I was unhappy from the start of puberty. My sister was developing one way, and I another. This was the point when our fundamental differences became apparent, and it was quite distressing. I'd never talked to anyone about wanting to be a girl. I was terribly embarrassed. The only representation in the media was laughable images of men wearing dresses, which I couldn't relate to. I did want to look pretty like my sister, but it was more about interacting with society as a girl, being accepted as such.
During my teenage years I became quite emotionless, functioning as a machine, trying not to reveal my soft emotional side. I was terrified of people finding out. I even got married, and it was only four years ago that I made the decision to change my life. In early 2005, I started counselling with the aim of "fixing" the problem, but it became apparent that I couldn't. I was driven to depression, which destroyed my marriage. Then I found a website (gires.org.uk) about being transgender, which led me to facial feminising surgery, and this was the key. Here were women, looking like women, who had in fact been born male.

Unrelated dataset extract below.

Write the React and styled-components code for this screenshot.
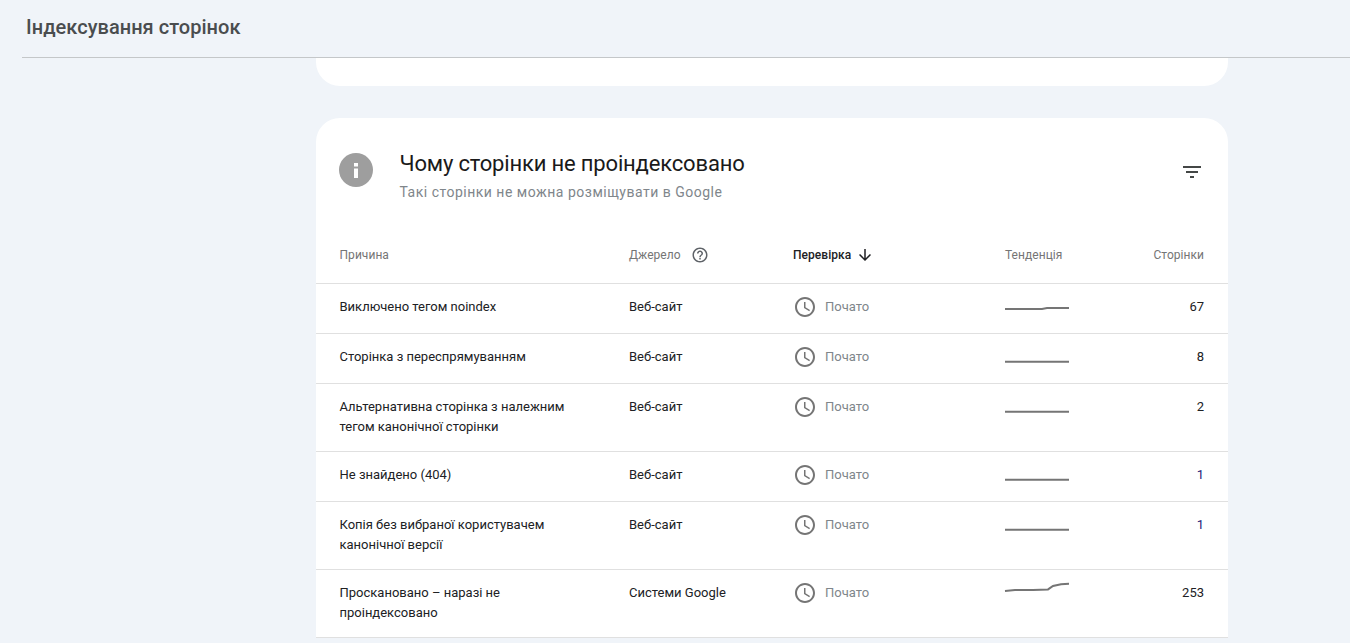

This was the ray of hope that could allow me to become a woman in every respect. Even though it's the whole package – inside and out – that counts, in the first instance what's going on from the neck upwards is truly important. Once I'd found out about the surgery, there was no turning back.
Soon after, I told my mum how I felt. She was shocked; she'd never suspected. I was worried about my parents finding out, so I'd gone out of my way to be the good son, doing boys' things. She was scared of the dangerous operations, of me destroying my life. But most of all, that I'd end up alone. It wasn't until she met my first boyfriend, and saw how much happier I was, that she realised she didn't have to worry.
The operations were a risk, and it took me just over a year to become the way I am. It's been more than two years that I've lived as a woman and it has transformed my life.
I work in IT, and since becoming more attractive in a short space of time, I've become aware that it's an industry within which there is still a lot of sexism. I've realised that as my hair gets blonder and my breasts get bigger, the less seriously guys take me on technical topics. This is affirming, and blooming irritating. But because I've had a unique experience, I can help change attitudes. I recently did the world's first sky-dive past Mount Everest to raise money for computer clubs for girls. And winning the award in 2008 for Most Inspirational Businesswoman was doubly affirming: for business success, and the recognition that being transsexual is an innate condition.
I've been tremendously advantaged: I was bought up as a boy, socialised as a boy and encouraged to do boys' things. I've become a very technically competent person as a result. What you excel at is a result of how you're treated. After all, my brain has always been female.